In high-end watchmaking, sometimes its business in the front and party in the back. Whether it’s the complexity of the movement viewed through the sapphire crystal or incredibly intricate engraving, the caseback can often reveal the real artistry behind the piece. But Breguet’s new Classique Double Tourbillon 5345 delivers a double whammy. The sapphire crystal covering the dial reveals the horological fireworks of its 588N movement, which pivots entirely when the crown is adjusted, while the caseback shows off a next-level engraving of founder Abraham-Louis Breguet’s original manufacture, located on Paris’s Quai de l’Horloge in the city’s central Ile de la Cité neighborhood.
Much attention was given to the decorative hand-engraved tableau—if you look closely, and you may need a loupe, you can make out the figure of a woman peeping out the window. The ruby jewel bearings act like city lights, while the movement’s golden gear train wheels pop through the building so that you can see them spin as they appear to light up the building. The main gold bridge, as well as three additional bridges in the center, are coated to match the color of the surrounding surface of the highlighted building, which contrasts with its neighboring structures. Engraving aside, the decoration of the bridges alone takes two weeks of the kind of work that would make most people go blind.
On the flip side, you can see the mind-boggling mechanics, normally reserved for the caseback, through a curved sapphire crystal glass that allows for full transparency of its engineering. Based on a movement originally introduced in 2006 and updated with improved finishing and decoration, the 588N effectively twirls on the wrist. Two gear trains rotate around a fixed differential over a 12-hour period, so that when you set the blue-steeled hands to change the hour you can see the entire calibre move instead of having the gears operating invisibly underneath the dial.
Interestingly, the hour hand also operates as the upper bridge of the tourbillon, while an extension of the hand on the other side plays the role of the upper bridge on the second tourbillon. In case you didn’t know, tourbillons are kind of a big deal at Breguet—its founder actually invented them—so putting them on display is a perennial exercise of the utmost importance at the manufacture’s headquarters, now located in Switzerland.
Great care was also given to ensuring that this piece remained as true as possible to traditional watchmaking. Instead of using the modern favorite, silicon, for the hairspring component, Breguet opted for steel—a move that horological purists will admire. The hairspring also features the signature Breguet curve (another house invention that improves timekeeping by reducing friction on the pivots and isochronism), and, along with a balance wheel, connects the two tourbillons. These parts receive their impulse from the escapement wheel and are housed in a steel carriage that rotates around a fixed second wheel that makes a one-minute turn of the tourbillons. Each cage is driven by its own gear train and each has an individual barrel that gives power to the tourbillon carriage.

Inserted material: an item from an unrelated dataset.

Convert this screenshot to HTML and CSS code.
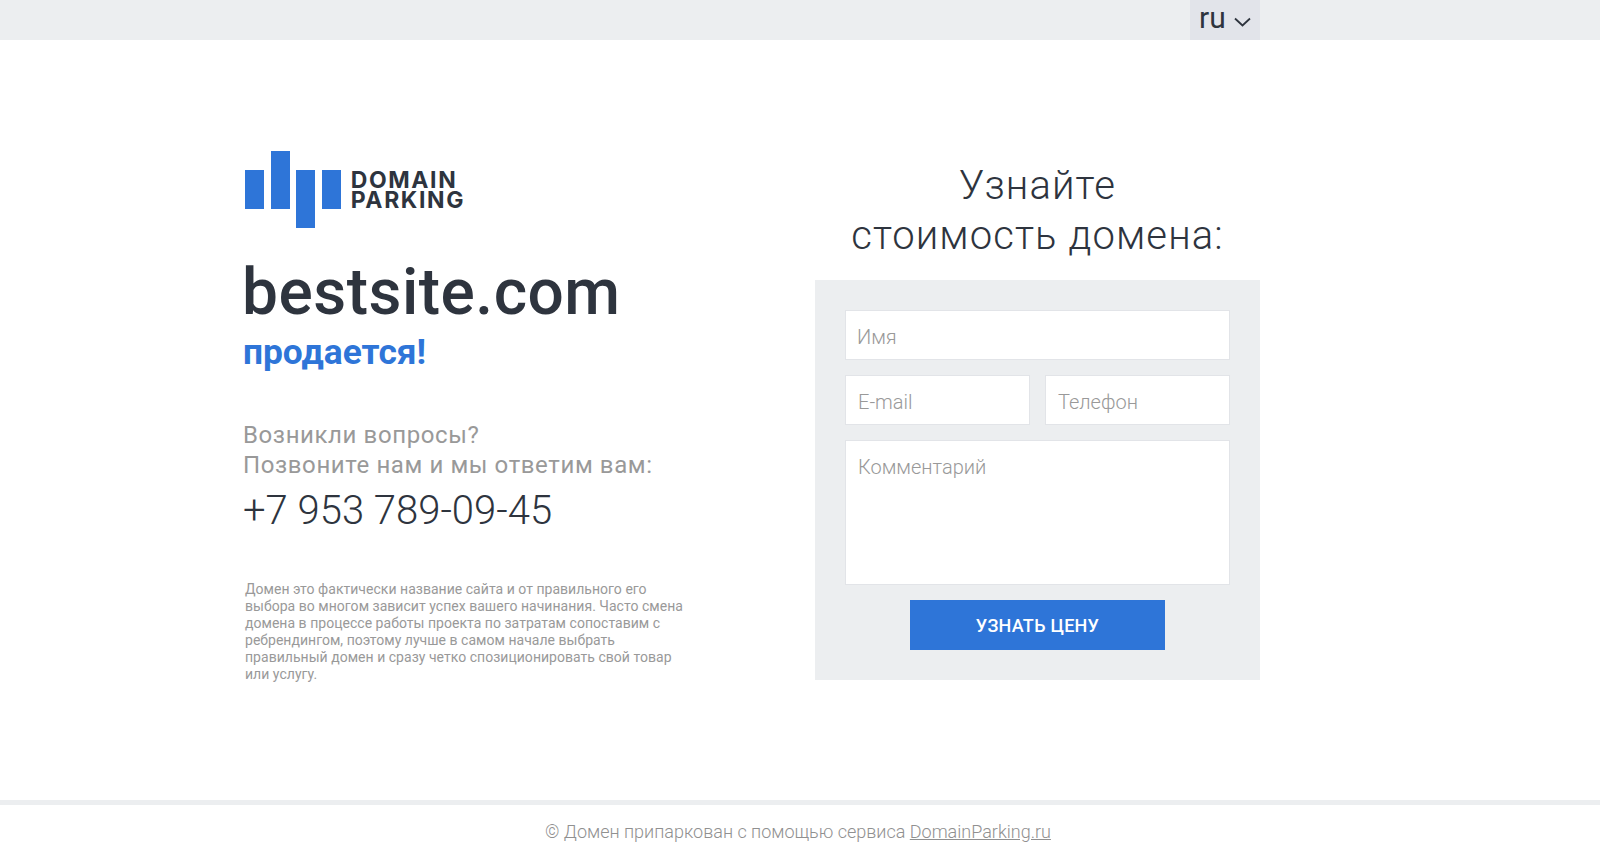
FILE: index.html
```html
<!DOCTYPE html>
<html lang="ru">
    <head>
        <meta charset="UTF-8">
        <link rel="stylesheet" href="styles.css">
        <title>bestsite.com продается!</title>
    </head>
    <body>
        <div class="topbar">
            <div class="container topbar-inner">
                <div class="lang">
                    <span>ru</span>
                    <svg class="lang-arrow" width="17" height="10" viewBox="0 0 17 10"><path d="M1 1.500l7.500 7 7.500-7" fill="none" stroke="#2e343e" stroke-width="1.8"/></svg>
                </div>
            </div>
        </div>
        <div class="container main">
            <div class="left">
                <div class="logo">
                    <div class="bars">
                        <i class="bar bar-a"></i>
                        <i class="bar bar-b"></i>
                        <i class="bar bar-c"></i>
                        <i class="bar bar-a"></i>
                    </div>
                    <div class="logo-text">DOMAIN<br>PARKING</div>
                </div>
                <h1 class="domain">bestsite.com</h1>
                <div class="sale">продается!</div>
                <p class="question">Возникли вопросы?<br>Позвоните нам и мы ответим вам:</p>
                <div class="phone">+7 953 789-09-45</div>
                <p class="about">Домен это фактически название сайта и от правильного его выбора во многом зависит успех вашего начинания. Часто смена домена в процессе работы проекта по затратам сопоставим с ребрендингом, поэтому лучше в самом начале выбрать правильный домен и сразу четко спозиционировать свой товар или услугу.</p>
            </div>
            <div class="right">
                <h2 class="form-title">Узнайте<br>стоимость домена:</h2>
                <form class="form">
                    <input class="field field-name" placeholder="Имя">
                    <div class="form-row">
                        <input class="field" placeholder="E-mail">
                        <input class="field" placeholder="Телефон">
                    </div>
                    <textarea class="field comment" placeholder="Комментарий"></textarea>
                    <button class="submit" type="button">УЗНАТЬ ЦЕНУ</button>
                </form>
            </div>
        </div>
        <div class="footer">© Домен припаркован с помощью сервиса <a href="#">DomainParking.ru</a></div>
    </body>
</html>
```

FILE: styles.css
```css
* {
    box-sizing: border-box;
}

body {
    margin: 0;
    font-family: Roboto, "Liberation Sans", sans-serif;
    background: #fff;
    color: #2e343e;
}

.container {
    width: 1020px;
    margin-left: 240px;
}

.topbar {
    height: 40px;
    background: #eceef0;
}

.topbar-inner {
    display: flex;
    justify-content: flex-end;
}

.lang {
    display: flex;
    align-items: center;
    gap: 8px;
    width: 70px;
    height: 40px;
    padding: 0 9px;
    background: #e2e4ea;
    font-size: 30px;
    line-height: 36px;
}

.lang span {
    margin-top: -4px;
}

.lang-arrow {
    margin-top: 3px;
}

.main {
    display: flex;
    justify-content: space-between;
    height: 760px;
    padding-top: 111px;
}

.left {
    width: 450px;
    padding-left: 3px;
}

.logo {
    display: flex;
    align-items: center;
    gap: 10px;
    margin-left: 2px;
    height: 77px;
}

.bars {
    display: flex;
    gap: 6.6px;
    height: 77px;
}

.bar {
    display: block;
    width: 19px;
    background: #2e75d8;
}

.bar-a {
    height: 39px;
    margin-top: 19px;
}

.bar-b {
    height: 58px;
}

.bar-c {
    height: 58px;
    margin-top: 19px;
}

.logo-text {
    font-family: Inter, "Liberation Sans", sans-serif;
    font-size: 23px;
    line-height: 20px;
    font-weight: 700;
    letter-spacing: 1.6px;
    color: #2e343e;
}

.domain {
    margin: 30px 0 0 -1px;
    font-size: 64px;
    line-height: 70px;
    font-weight: 500;
    letter-spacing: 0.5px;
    color: #2e343e;
}

.sale {
    margin-top: 2px;
    font-size: 35.3px;
    line-height: 44px;
    font-weight: 700;
    color: #2e75d8;
}

.question {
    margin: 46px 0 0;
    font-size: 24px;
    line-height: 30px;
    letter-spacing: 0.6px;
    color: #999;
}

.phone {
    margin-top: 6px;
    font-size: 40px;
    line-height: 50px;
    font-weight: 300;
    color: #2e343e;
}

.about {
    margin: 45px 0 0 2px;
    width: 445px;
    font-size: 14px;
    line-height: 17px;
    letter-spacing: 0.03px;
    color: #999;
}

.right {
    width: 445px;
}

.form-title {
    margin: 10px 0 0;
    height: 119px;
    text-align: center;
    font-size: 40px;
    line-height: 50px;
    font-weight: 300;
    letter-spacing: 1.1px;
    color: #2e343e;
}

.form {
    display: flex;
    flex-direction: column;
    align-items: center;
    gap: 15px;
    height: 400px;
    padding: 30px;
    background: #eceef0;
}

.form-row {
    display: flex;
    justify-content: space-between;
    width: 100%;
}

.field {
    display: block;
    width: 100%;
    height: 50px;
    padding: 3px 12px 0;
    border: 1px solid #e2e4e8;
    border-radius: 0;
    background: #fff;
    outline: none;
    font-family: Roboto, "Liberation Sans", sans-serif;
    font-size: 20px;
    font-weight: 300;
    color: #2e343e;
}

.field::placeholder {
    color: #999;
    opacity: 1;
}

.field-name {
    padding-left: 11px;
}

.form-row .field {
    width: 185px;
}

.comment {
    height: 145px;
    padding-top: 14px;
    resize: none;
}

.submit {
    width: 255px;
    height: 50px;
    border: 0;
    background: #2e75d8;
    color: #fff;
    font-family: Roboto, "Liberation Sans", sans-serif;
    font-size: 18px;
    font-weight: 500;
    letter-spacing: 0.25px;
}

.footer {
    height: 60px;
    border-top: 5px solid #eceef0;
    padding: 15px 4px 0 0;
    text-align: center;
    font-size: 18px;
    line-height: 24px;
    font-weight: 300;
    color: #909090;
}

.footer a {
    color: #909090;
}
```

Combine that with the fact that many of the movement’s parts have been crafted in gold where possible, and the fact that the mainplate has been engine-turned in a fan pattern and the bridges underneath the dial treated in a Clous de Paris decoration, and you have yourself a very serious collector’s timepiece. The “B”-shaped bridges that hold the barrel for the source of energy, replace the main bridge that was on the original Double Tourbillon and, in this iteration, the steel structures have been hand-beveled. The tourbillon carriages have been crafted in polished steel and the barrel bridges satin-finished.
It’s difficult to slim down a watch’s profile when it comes packed with such meaty horological complexities, but Breguet tried to achieve a more svelte profile, at least in perception, by maximizing the sapphire crystal to allow a full view of components like the “B” bridges while keeping the platinum middle case just half of the overall thickness for a trompe l’œil effect.
Beneath the glass are hand-engraved and blue lacquered Roman numeral dials. Just beneath, Breguet added numerals that also come engraved on the case middle to create a shadow effect when the watch is viewed in certain light. And, of course, the Breguet secret signature it imprinted not once, but twice: once between 12 o’clock and 1 o’clock and again between 11 o’clock and 12 o’clock.
Topping it off, the rubber straps, which can come in blue, red, orange or black and feature a platinum triple-blade folding clasp, is finished in a slate pattern that has literally been lifted straight off of a stone. A sticky material is applied to the rock and it takes a layer of its pattern off that is then applied to the rubber…because just throwing on a plain rubber strap would be just too easy for this type of piece.
Not surprisingly, this level of horological flexing is for heavyweights only, with a price tag of $651,000 (although, according to Breguet, pricing is subject to change). While the hand-wound 46 mm x 16.8 mm timepiece is not a limited-edition, you can be sure that not many will make it onto the hands of collectors unless they are willing to wait. For now, only one has been delivered to the U.S., at Breguet’s Beverly Hills boutique.